* _Rows from a dataset_
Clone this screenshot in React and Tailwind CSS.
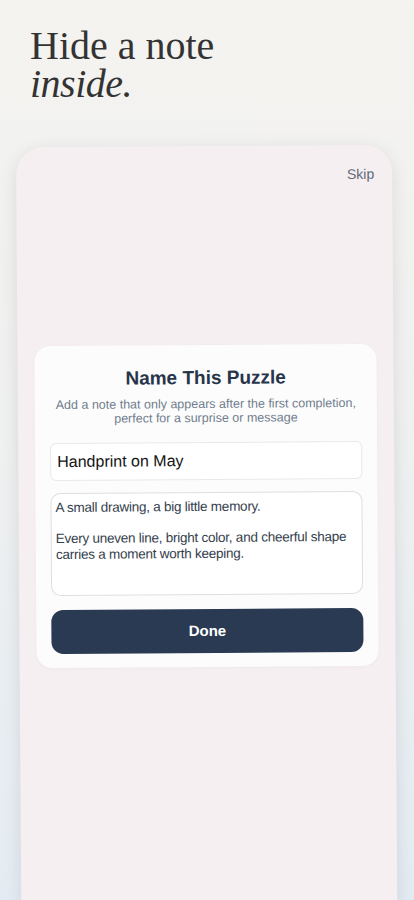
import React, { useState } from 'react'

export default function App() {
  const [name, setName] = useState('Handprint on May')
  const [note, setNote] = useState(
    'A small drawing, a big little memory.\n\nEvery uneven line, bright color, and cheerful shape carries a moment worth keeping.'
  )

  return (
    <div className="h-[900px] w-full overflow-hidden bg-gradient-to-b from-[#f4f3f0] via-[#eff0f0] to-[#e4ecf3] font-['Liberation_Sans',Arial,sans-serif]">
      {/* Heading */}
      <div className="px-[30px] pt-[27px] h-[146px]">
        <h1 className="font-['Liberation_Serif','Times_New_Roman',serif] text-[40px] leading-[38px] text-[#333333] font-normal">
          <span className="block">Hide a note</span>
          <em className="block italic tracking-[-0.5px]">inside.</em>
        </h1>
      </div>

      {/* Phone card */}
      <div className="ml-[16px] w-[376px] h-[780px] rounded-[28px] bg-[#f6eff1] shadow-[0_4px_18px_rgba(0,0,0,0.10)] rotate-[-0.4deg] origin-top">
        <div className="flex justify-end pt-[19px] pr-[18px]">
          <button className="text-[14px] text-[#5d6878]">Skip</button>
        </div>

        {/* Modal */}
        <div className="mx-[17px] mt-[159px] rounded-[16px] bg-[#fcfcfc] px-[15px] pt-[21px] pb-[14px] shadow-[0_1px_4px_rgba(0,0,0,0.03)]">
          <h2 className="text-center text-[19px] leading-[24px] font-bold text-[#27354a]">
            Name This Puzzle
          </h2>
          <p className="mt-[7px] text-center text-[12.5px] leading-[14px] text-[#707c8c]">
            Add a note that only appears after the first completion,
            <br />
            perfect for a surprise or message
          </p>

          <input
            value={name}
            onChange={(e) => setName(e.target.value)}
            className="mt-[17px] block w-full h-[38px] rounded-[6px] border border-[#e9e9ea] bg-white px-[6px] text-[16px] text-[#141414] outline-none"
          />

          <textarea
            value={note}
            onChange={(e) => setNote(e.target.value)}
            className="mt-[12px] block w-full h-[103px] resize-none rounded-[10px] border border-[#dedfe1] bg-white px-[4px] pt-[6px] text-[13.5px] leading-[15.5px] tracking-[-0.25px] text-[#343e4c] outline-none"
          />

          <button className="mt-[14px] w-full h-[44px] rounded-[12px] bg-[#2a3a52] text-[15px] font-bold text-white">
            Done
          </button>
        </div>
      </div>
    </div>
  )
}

==

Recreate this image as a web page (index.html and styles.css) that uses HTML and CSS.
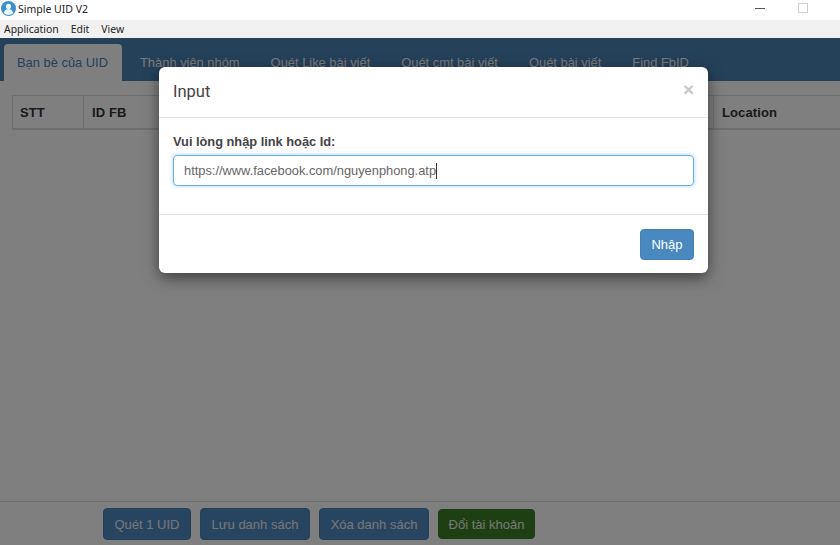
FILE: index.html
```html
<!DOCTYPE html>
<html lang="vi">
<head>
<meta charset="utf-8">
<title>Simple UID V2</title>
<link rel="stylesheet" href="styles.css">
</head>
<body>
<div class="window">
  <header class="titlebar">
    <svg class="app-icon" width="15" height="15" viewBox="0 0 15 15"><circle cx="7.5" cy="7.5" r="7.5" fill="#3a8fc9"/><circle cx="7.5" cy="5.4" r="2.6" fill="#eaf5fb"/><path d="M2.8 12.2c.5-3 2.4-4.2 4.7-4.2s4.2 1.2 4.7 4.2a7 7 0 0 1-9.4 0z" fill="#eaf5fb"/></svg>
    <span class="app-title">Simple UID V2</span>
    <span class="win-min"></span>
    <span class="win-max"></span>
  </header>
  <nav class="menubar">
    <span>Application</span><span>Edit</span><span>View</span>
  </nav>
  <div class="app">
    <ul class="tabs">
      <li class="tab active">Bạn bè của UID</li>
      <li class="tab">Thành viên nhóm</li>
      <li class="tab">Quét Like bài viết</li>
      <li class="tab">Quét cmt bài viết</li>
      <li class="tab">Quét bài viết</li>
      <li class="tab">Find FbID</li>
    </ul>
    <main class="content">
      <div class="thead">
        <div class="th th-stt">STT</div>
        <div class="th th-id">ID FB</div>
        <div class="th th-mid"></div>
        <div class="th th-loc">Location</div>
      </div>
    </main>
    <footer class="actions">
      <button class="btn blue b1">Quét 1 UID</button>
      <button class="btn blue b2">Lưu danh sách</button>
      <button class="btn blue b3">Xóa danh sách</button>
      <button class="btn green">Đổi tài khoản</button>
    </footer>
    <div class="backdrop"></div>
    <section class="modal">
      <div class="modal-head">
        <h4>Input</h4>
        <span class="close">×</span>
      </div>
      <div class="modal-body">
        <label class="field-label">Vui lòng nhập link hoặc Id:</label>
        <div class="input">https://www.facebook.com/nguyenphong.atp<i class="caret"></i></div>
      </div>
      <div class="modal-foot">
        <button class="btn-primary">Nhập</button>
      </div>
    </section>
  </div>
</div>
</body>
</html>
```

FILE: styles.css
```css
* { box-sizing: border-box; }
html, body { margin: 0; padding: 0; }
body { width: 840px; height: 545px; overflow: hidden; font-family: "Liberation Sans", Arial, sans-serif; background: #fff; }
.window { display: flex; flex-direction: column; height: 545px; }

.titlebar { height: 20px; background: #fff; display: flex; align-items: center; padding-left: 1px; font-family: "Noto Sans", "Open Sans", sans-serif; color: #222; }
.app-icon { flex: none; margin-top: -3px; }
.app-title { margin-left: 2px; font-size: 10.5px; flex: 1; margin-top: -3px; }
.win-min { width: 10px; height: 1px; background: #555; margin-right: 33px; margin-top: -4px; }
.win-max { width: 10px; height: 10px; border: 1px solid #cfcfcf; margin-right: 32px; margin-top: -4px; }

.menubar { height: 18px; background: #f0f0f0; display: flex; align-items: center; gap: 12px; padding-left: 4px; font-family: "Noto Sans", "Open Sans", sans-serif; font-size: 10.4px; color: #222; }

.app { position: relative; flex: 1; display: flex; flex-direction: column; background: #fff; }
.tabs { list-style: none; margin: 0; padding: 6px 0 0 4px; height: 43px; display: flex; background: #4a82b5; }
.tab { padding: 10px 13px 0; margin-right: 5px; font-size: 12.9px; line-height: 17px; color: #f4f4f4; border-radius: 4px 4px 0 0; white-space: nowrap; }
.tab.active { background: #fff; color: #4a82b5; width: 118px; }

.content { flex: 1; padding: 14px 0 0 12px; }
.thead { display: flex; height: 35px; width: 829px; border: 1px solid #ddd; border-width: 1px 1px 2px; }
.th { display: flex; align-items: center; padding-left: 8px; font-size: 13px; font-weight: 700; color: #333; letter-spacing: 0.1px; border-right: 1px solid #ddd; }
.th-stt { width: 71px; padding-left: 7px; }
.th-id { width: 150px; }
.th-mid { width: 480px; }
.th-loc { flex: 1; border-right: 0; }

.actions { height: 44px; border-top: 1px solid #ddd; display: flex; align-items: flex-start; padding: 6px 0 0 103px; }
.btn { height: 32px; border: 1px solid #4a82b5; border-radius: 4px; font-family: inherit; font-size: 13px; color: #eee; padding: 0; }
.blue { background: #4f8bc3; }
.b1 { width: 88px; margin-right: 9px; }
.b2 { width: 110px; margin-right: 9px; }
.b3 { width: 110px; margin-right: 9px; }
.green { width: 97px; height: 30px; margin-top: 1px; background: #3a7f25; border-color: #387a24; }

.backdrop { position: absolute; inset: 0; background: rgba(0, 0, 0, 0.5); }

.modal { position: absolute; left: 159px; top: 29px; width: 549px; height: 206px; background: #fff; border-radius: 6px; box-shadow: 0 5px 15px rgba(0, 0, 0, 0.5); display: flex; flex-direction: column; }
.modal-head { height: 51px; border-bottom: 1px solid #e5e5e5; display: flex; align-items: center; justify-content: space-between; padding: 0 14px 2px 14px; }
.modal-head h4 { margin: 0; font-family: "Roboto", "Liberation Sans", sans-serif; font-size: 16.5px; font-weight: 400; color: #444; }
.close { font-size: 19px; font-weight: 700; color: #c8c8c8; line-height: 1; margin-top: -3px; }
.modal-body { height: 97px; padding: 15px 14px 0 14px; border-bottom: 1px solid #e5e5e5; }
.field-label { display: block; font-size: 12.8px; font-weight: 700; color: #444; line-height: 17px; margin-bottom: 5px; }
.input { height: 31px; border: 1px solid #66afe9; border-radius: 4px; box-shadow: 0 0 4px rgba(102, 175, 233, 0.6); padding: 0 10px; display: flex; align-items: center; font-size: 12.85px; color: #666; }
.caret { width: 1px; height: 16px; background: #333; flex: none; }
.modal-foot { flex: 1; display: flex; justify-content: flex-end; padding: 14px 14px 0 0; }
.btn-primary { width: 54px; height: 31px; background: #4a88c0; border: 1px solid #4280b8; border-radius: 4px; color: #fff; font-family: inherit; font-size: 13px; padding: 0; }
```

* _What you will do_
List all lines where "that" occurs.

* _Complete answer_
            Add a note that only appears after the first completion,
Recreate this image as a web page (index.html and styles.css) that uses HTML and CSS.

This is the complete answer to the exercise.